Study of 5-Alkynylpyrimidines as Cobalt Superfilling Inhibitors

Electrodeposition technology is the key core technology for achieving micro/nanoscale interconnection in high-end chip manufacturing. Recently, cobalt interconnect structures have been the ideal choice for constructing electronic pathways in process nodes below 14 nm due to the fact that cobalt has a smaller electron mean free path compared to copper; thus, studying the electroplating filling behavior of cobalt in micronano scale space has become a hot topic in the field of chip manufacturing.
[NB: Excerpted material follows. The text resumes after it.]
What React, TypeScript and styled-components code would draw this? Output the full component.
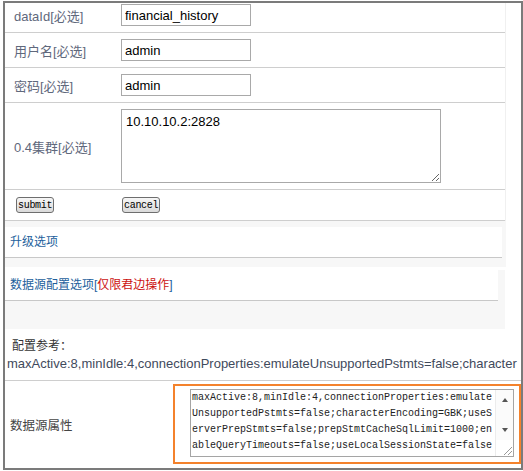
import React from 'react';
import styled, { createGlobalStyle } from 'styled-components';

const GlobalStyle = createGlobalStyle`
  html, body {
    margin: 0;
    padding: 0;
    background: #fff;
  }
  body {
    font-family: "Liberation Sans", "Noto Sans CJK SC", sans-serif;
    font-size: 12px;
    color: #333;
  }
`;

const Frame = styled.div`
  box-sizing: border-box;
  width: 520px;
  height: 469px;
  margin: 1px 0 0 3px;
  border: 2px solid #7b7b7b;
  overflow: hidden;
`;

const FormTable = styled.div`
  box-sizing: border-box;
  width: 501px;
  border-right: 1px solid #f0f0f0;
`;

const Row = styled.div<{ $pt: number; $pb: number }>`
  display: grid;
  grid-template-columns: 116px 1fr;
  align-items: center;
  padding: ${p => p.$pt}px 0 ${p => p.$pb}px;
  border-bottom: 1px solid #cecece;
`;

const Label = styled.div`
  padding-left: 9px;
  font-size: 13px;
  color: #5f687c;
`;

const TextInput = styled.input`
  box-sizing: border-box;
  width: 130px;
  height: 22px;
  margin: 0;
  padding: 0 3px;
  border: 1px solid #a9a9a9;
  font-family: "Liberation Sans", sans-serif;
  font-size: 13px;
  color: #000;
  outline: none;
`;

const ClusterArea = styled.textarea`
  box-sizing: border-box;
  display: block;
  width: 320px;
  height: 74px;
  margin: 0;
  padding: 4px 4px;
  border: 1px solid #a9a9a9;
  font-family: "Liberation Sans", sans-serif;
  font-size: 13px;
  line-height: 16px;
  color: #000;
  outline: none;
`;

const OldButton = styled.button<{ $ml: number }>`
  box-sizing: border-box;
  height: 16px;
  margin: 0 0 0 ${p => p.$ml}px;
  padding: 0 1px;
  border: 1px solid #6e6e6e;
  border-radius: 3px;
  background: linear-gradient(#f6f6f6, #dadada);
  font-family: "Liberation Mono", monospace;
  font-size: 10px;
  letter-spacing: -0.3px;
  line-height: 13px;
  color: #000;
  justify-self: start;
`;

const Panel = styled.div<{ $w: number; $mt: number; $pt: number; $pb: number }>`
  width: ${p => p.$w}px;
  margin-top: ${p => p.$mt}px;
  padding: ${p => p.$pt}px 0 ${p => p.$pb}px;
  background: #f7f7f7;
`;

const PanelHeader = styled.div<{ $mr: number }>`
  height: 30px;
  margin-right: ${p => p.$mr}px;
  padding-left: 5px;
  background: #fff;
  border-bottom: 1px solid #c8c8c8;
  font-size: 12px;
  line-height: 30px;
  color: #1d5f9c;
`;

const Warn = styled.span`
  color: #cc1111;
`;

const PanelBody = styled.div`
  height: 28px;
`;

const RefBlock = styled.div`
  padding: 8px 0 7px;
  border-bottom: 1px solid #cecece;
`;

const RefTitle = styled.div`
  padding-left: 7px;
  font-size: 12px;
  line-height: 18px;
  color: #333;
`;

const RefLine = styled.div`
  padding-left: 2px;
  font-size: 13px;
  line-height: 18px;
  color: #3f4a5c;
  white-space: nowrap;
`;

const PropRow = styled.div`
  display: grid;
  grid-template-columns: 168px 348px;
  height: 87px;
`;

const PropLabel = styled.div`
  align-self: center;
  padding-left: 5px;
  font-size: 12.5px;
  color: #444;
`;

const Highlight = styled.div`
  box-sizing: border-box;
  width: 348px;
  height: 80px;
  margin-top: 3px;
  padding: 3px 5px 5px 15px;
  border: 2px solid #f4822c;
`;

const AreaBox = styled.div`
  box-sizing: border-box;
  display: flex;
  width: 324px;
  height: 68px;
  border: 1px solid #a5a5a5;
  background: #fff;
`;

const PropArea = styled.textarea`
  flex: 1;
  min-width: 0;
  margin: 0;
  padding: 0 1px;
  border: none;
  resize: none;
  overflow: hidden;
  font-family: "Liberation Mono", monospace;
  font-size: 10px;
  line-height: 16px;
  color: #222;
  outline: none;
`;

const ScrollCol = styled.div`
  display: flex;
  flex-direction: column;
  width: 17px;
  border-left: 1px solid #ececec;
  background: #fbfbfb;
`;

const ScrollBtn = styled.div<{ $dir: 'up' | 'down' }>`
  display: flex;
  align-items: center;
  justify-content: center;
  height: 20px;

  &::before {
    content: '';
    width: 0;
    height: 0;
    border-left: 3.5px solid transparent;
    border-right: 3.5px solid transparent;
    ${p =>
      p.$dir === 'up'
        ? 'border-bottom: 4px solid #555;'
        : 'border-top: 4px solid #555;'}
  }
`;

const ScrollTrack = styled.div`
  flex: 1;
`;

const Grip = styled.div`
  display: flex;
  align-items: flex-end;
  justify-content: flex-end;
  height: 16px;
  background: #fff;
`;

const PROPS =
  'maxActive:8,minIdle:4,connectionProperties:emulateUnsupportedPstmts=false;characterEncoding=GBK;useServerPrepStmts=false;prepStmtCacheSqlLimit=1000;enableQueryTimeouts=false;useLocalSessionState=false;';

export default function App() {
  return (
    <>
      <GlobalStyle />
      <Frame>
        <FormTable>
          <Row $pt={1} $pb={6}>
            <Label>dataId[必选]</Label>
            <div>
              <TextInput defaultValue="financial_history" />
            </div>
          </Row>
          <Row $pt={6} $pb={6}>
            <Label>用户名[必选]</Label>
            <div>
              <TextInput defaultValue="admin" />
            </div>
          </Row>
          <Row $pt={6} $pb={6}>
            <Label>密码[必选]</Label>
            <div>
              <TextInput defaultValue="admin" />
            </div>
          </Row>
          <Row $pt={6} $pb={6}>
            <Label>0.4集群[必选]</Label>
            <div>
              <ClusterArea defaultValue="10.10.10.2:2828" />
            </div>
          </Row>
          <Row $pt={7} $pb={7}>
            <OldButton $ml={11}>submit</OldButton>
            <OldButton $ml={1}>cancel</OldButton>
          </Row>
        </FormTable>

        <Panel $w={501} $mt={0} $pt={6} $pb={9}>
          <PanelHeader $mr={4}>升级选项</PanelHeader>
        </Panel>

        <Panel $w={500} $mt={3} $pt={0} $pb={0}>
          <PanelHeader $mr={7}>
            数据源配置选项[<Warn>仅限君边操作</Warn>]
          </PanelHeader>
          <PanelBody />
        </Panel>

        <RefBlock>
          <RefTitle>配置参考：</RefTitle>
          <RefLine>
            maxActive:8,minIdle:4,connectionProperties:emulateUnsupportedPstmts=false;character
          </RefLine>
        </RefBlock>

        <PropRow>
          <PropLabel>数据源属性</PropLabel>
          <Highlight>
            <AreaBox>
              <PropArea defaultValue={PROPS} />
              <ScrollCol>
                <ScrollBtn $dir="up" />
                <ScrollTrack />
                <ScrollBtn $dir="down" />
                <Grip>
                  <svg width="12" height="12" viewBox="0 0 12 12">
                    <path d="M11 3 L3 11 M11 7 L7 11" stroke="#999" strokeWidth="1" fill="none" />
                  </svg>
                </Grip>
              </ScrollCol>
            </AreaBox>
          </Highlight>
        </PropRow>
      </Frame>
    </>
  );
}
In this article, an electroplating solution containing a new 5-alkynylpyrimidine (5-EP) as an inhibitor is designed for electrochemical tests, including cyclic voltammetry and linear sweep voltammetry. The results indicate that the 5-EP significantly inhibits cobalt electrodeposition. The change in the nucleation mode of cobalt in an electroplating solution with the inhibitor (5-EP) was revealed by chronoamperometry, where cobalt atoms nucleate in a three-dimensional continuous manner instead of three-dimensional instantaneous nucleation. In situ enhanced Raman spectroscopy is used to further analyze the adsorption of the inhibitor (5-EP) molecules on the cobalt surface during the electroplating process from a spectroscopic perspective. The energy gap value of the additive molecule obtained through quantum chemical calculations is △E = ELUMO – EHOMO = 3.302 eV, indicating that the additive molecule has high reactivity and higher adsorption strength at the metal interface. The calculated electrostatic potential (ESP) values of the molecule range from a minimum of −47.29 kJ/mol to a maximum of 70.89 kJ/mol. Lower ESP values imply higher electron density. Molecular dynamics simulations calculate the adsorption energy of the additive molecule (5-EP) on Co(100) to be −133.96 kcal/mol, indicating that the 5-EP molecule has good adsorption capability. Electroplating experiments reveal that the addition of 6 ppm 5-EP to the plating solution enables defect-free filling of blind holes. Finally, it is also revealed by characterization tests (scanning electron microscopy/atomic force microscopy/X-ray diffraction) that the inhibitor (5-EP) effectively reduces the surface roughness of the cobalt coating and, meantime, promotes the preferential growth of cobalt along the 100 and 110 crystal planes.